Ободренный этими излишествами, за которые никто не мстил ему, Хеир-Эддин не знал более границ своим желаниям, он задумал новые войны и мечтал ни о чем меньше, как о покорении всей Северной Африки. Но как человек редкой ловкости, он сперва исполнил политический акт, одна мысль о котором была уже проблеском гениальности.
Понимая хорошо, что, несмотря на неожиданные милости фортуны, на свое необузданное мужество и средства воинских дарований, ему не доставало точки опоры, из которой мог бы извлекать беспрерывные пособия против возмущений подданных и нападений христиан, он задумал стать под покровительство
Турецкой империи. Жертвуя интересами своей безопасности пустым блеском независимости, которую могла погубить малейшая превратность счастья, он стал придумывать средства уничтожить в памяти африканских народов, и даже в памяти своих соратников, воспоминание о своем низком происхождении и не очень почетном звании выслужившегося разбойника.
Несколько дней спустя после поражения Гуго де-Монкада, в то время, когда все торжествовали победу и после бесчеловечного убийства пленных, Хеир-Эддин собрал в касбе знатнейших жителей Алжира, муфтиев, имамов, законников, и сказал им следующую речь: «Теперь, когда мне не остается делать ничего более для счастья и безопасности города, я решился оставить вас и предложить мои услуги нашему верховному владыке, султану константинопольскому, столь славно занимающему сан наместника пророка.

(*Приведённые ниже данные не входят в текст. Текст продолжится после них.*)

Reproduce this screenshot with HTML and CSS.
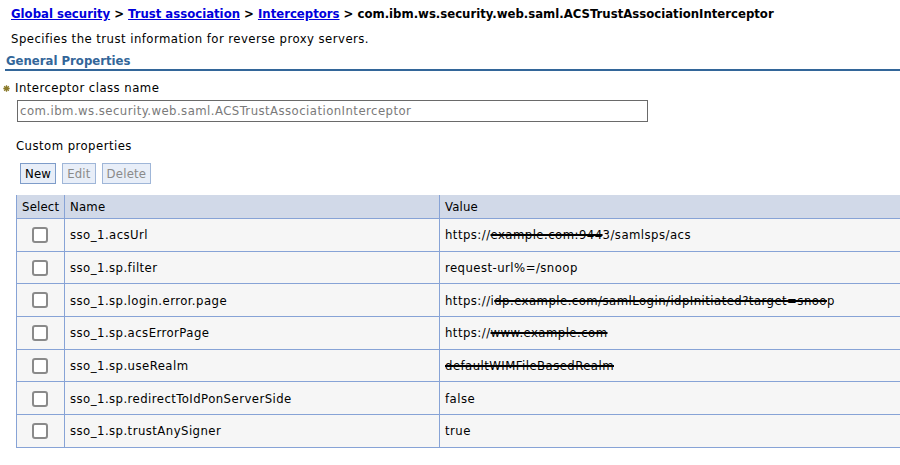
FILE: index.html
```html
<!DOCTYPE html>
<html>
<head>
<meta charset="utf-8">
<link rel="stylesheet" href="styles.css">
</head>
<body>
<div class="page">
  <div class="breadcrumb">
    <a href="#">Global security</a> &gt; <a href="#">Trust association</a> &gt; <a href="#">Interceptors</a> &gt; com.ibm.ws.security.web.saml.ACSTrustAssociationInterceptor
  </div>
  <div class="desc">Specifies the trust information for reverse proxy servers.</div>
  <div class="section-title">General Properties</div>
  <div class="field-label">
    <svg class="req" width="7" height="7" viewBox="0 0 7 7"><path d="M3.5 0.3V6.7M0.3 3.5H6.7M1.2 1.2L5.8 5.8M5.8 1.2L1.2 5.8" stroke="#8a7a2a" stroke-width="1.3"/></svg>
    <span>Interceptor class name</span>
  </div>
  <div class="input">com.ibm.ws.security.web.saml.ACSTrustAssociationInterceptor</div>
  <div class="sub-label">Custom properties</div>
  <div class="buttons">
    <span class="btn">New</span>
    <span class="btn disabled">Edit</span>
    <span class="btn disabled">Delete</span>
  </div>
  <table class="grid">
    <thead>
      <tr><th class="c-sel">Select</th><th class="c-name">Name</th><th class="c-val">Value</th></tr>
    </thead>
    <tbody>
      <tr><td class="c-sel"><span class="cb"></span></td><td>sso_1.acsUrl</td><td>https://<s>example.com:944</s>3/samlsps/acs</td></tr>
      <tr><td class="c-sel"><span class="cb"></span></td><td>sso_1.sp.filter</td><td>request-url%=/snoop</td></tr>
      <tr><td class="c-sel"><span class="cb"></span></td><td>sso_1.sp.login.error.page</td><td>https://i<s>dp.example.com/samlLogin/idpInitiated?target=snoo</s>p</td></tr>
      <tr><td class="c-sel"><span class="cb"></span></td><td>sso_1.sp.acsErrorPage</td><td>https://<s>www.example.com</s></td></tr>
      <tr><td class="c-sel"><span class="cb"></span></td><td>sso_1.sp.useRealm</td><td><s>defaultWIMFileBasedRealm</s></td></tr>
      <tr><td class="c-sel"><span class="cb"></span></td><td>sso_1.sp.redirectToIdPonServerSide</td><td>false</td></tr>
      <tr><td class="c-sel"><span class="cb"></span></td><td>sso_1.sp.trustAnySigner</td><td>true</td></tr>
    </tbody>
  </table>
</div>
</body>
</html>
```

FILE: styles.css
```css
html, body {
  margin: 0;
  padding: 0;
  background: #fff;
  overflow: hidden;
}
body {
  font-family: "DejaVu Sans Condensed", "DejaVu Sans", sans-serif;
  font-size: 13px;
  letter-spacing: 0.45px;
  color: #000;
}
.page {
  width: 900px;
}
.breadcrumb {
  padding: 6px 0 0 11px;
  line-height: 16px;
  font-weight: bold;
  letter-spacing: 0;
  white-space: nowrap;
}
.breadcrumb a {
  color: #0000dd;
  text-decoration: underline;
}
.desc {
  margin-top: 9px;
  padding-left: 11px;
  line-height: 16px;
}
.section-title {
  margin: 6px 0 0 5px;
  padding-left: 1px;
  line-height: 16px;
  font-weight: bold;
  letter-spacing: 0;
  color: #336699;
  border-bottom: 2px solid #336699;
}
.field-label {
  margin-top: 9px;
  display: flex;
  align-items: center;
  line-height: 16px;
  padding-left: 3px;
}
.req {
  margin-right: 5px;
  margin-top: 1px;
}
.input {
  margin: 4px 0 0 17px;
  width: 627px;
  height: 20px;
  border: 1px solid #6a6a6a;
  padding-left: 2px;
  line-height: 20px;
  color: #7a7a7a;
  white-space: nowrap;
  box-sizing: content-box;
}
.sub-label {
  margin: 16px 0 0 16px;
  line-height: 16px;
}
.buttons {
  margin: 9px 0 0 20px;
  display: flex;
  gap: 6px;
}
.btn {
  display: inline-block;
  height: 19px;
  line-height: 19px;
  padding: 0 4px;
  letter-spacing: 0.2px;
  border: 1px solid #7e9cc9;
  background: #e8eef8;
  color: #000;
}
.btn.disabled {
  color: #8a8a8a;
  border-color: #9fb6d8;
}
.grid {
  margin: 9px 0 0 16px;
  border-collapse: collapse;
  width: 900px;
  border-top: 2px solid #87a3d6;
  border-left: 1px solid #87a3d6;
}
.grid th {
  background: #d1d9e8;
  font-weight: normal;
  text-align: left;
  height: 23px;
  padding: 0 0 0 5px;
  letter-spacing: 0.2px;
  border-right: 1px solid #87a3d6;
  border-bottom: 1px solid #87a3d6;
  border-top: 2px solid #fff;
}
.grid td {
  background: #f6f6f6;
  height: 31.7px;
  padding: 0 0 0 5px;
  border-right: 1px solid #87a3d6;
  border-bottom: 1px solid #87a3d6;
  white-space: nowrap;
}
.grid .c-sel {
  width: 42px;
}
.grid td.c-sel {
  text-align: center;
  padding: 0;
}
.grid .c-name {
  width: 369px;
}
.grid s {
  text-decoration: line-through;
  text-decoration-thickness: 2px;
}
.cb {
  display: inline-block;
  width: 12px;
  height: 12px;
  border: 2px solid #8a8a8a;
  border-radius: 3px;
  background: #fff;
  vertical-align: middle;
  margin-left: -2px;
}
```
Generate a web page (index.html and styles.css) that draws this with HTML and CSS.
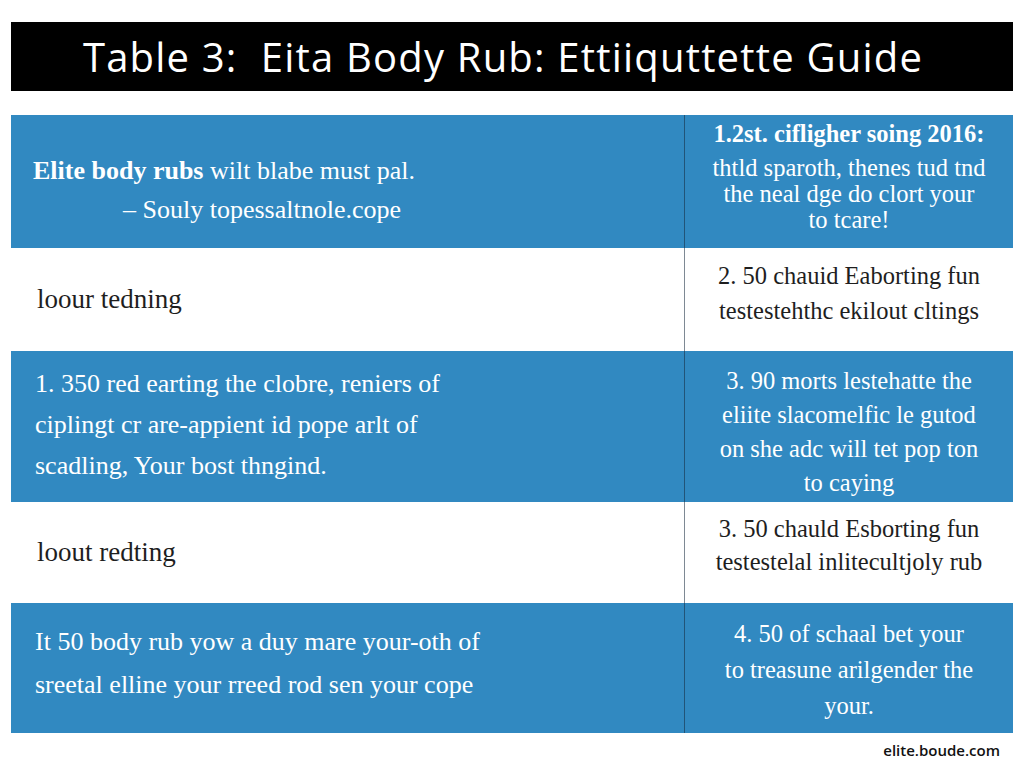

Оставляю посреди вас достаточное число храбрых воинов, которые поддержат честь Алжира на суше и на море. Народонаселение ваше увеличено значительным числом андалусских мавров, опытных в ратном деле. У вас есть оружие, корабли, снаряды всякого рода, чтобы с успехом пускаться на новые предприятия. Испанские христиане, эти постоянные враги нашей веры, слишком пострадали в последней экспедиции, чтобы решились скоро возвратиться на ваш берег. Нужны века, чтобы изгладить следы потерь их и уничтожить память о столь постыдном поражении. Когда я приехал к вам, на ваших стенах не было ни одной пушки, теперь, благодарение Аллаху, у вас их более четырехсот, которые, так сказать, сами неприятели привезли вам. Итак, приглашаю вас избрать между собой того, кого почтете достойнейшим управлять вами. Провозгласите его вашим султаном и присягните ему в верности и повиновении».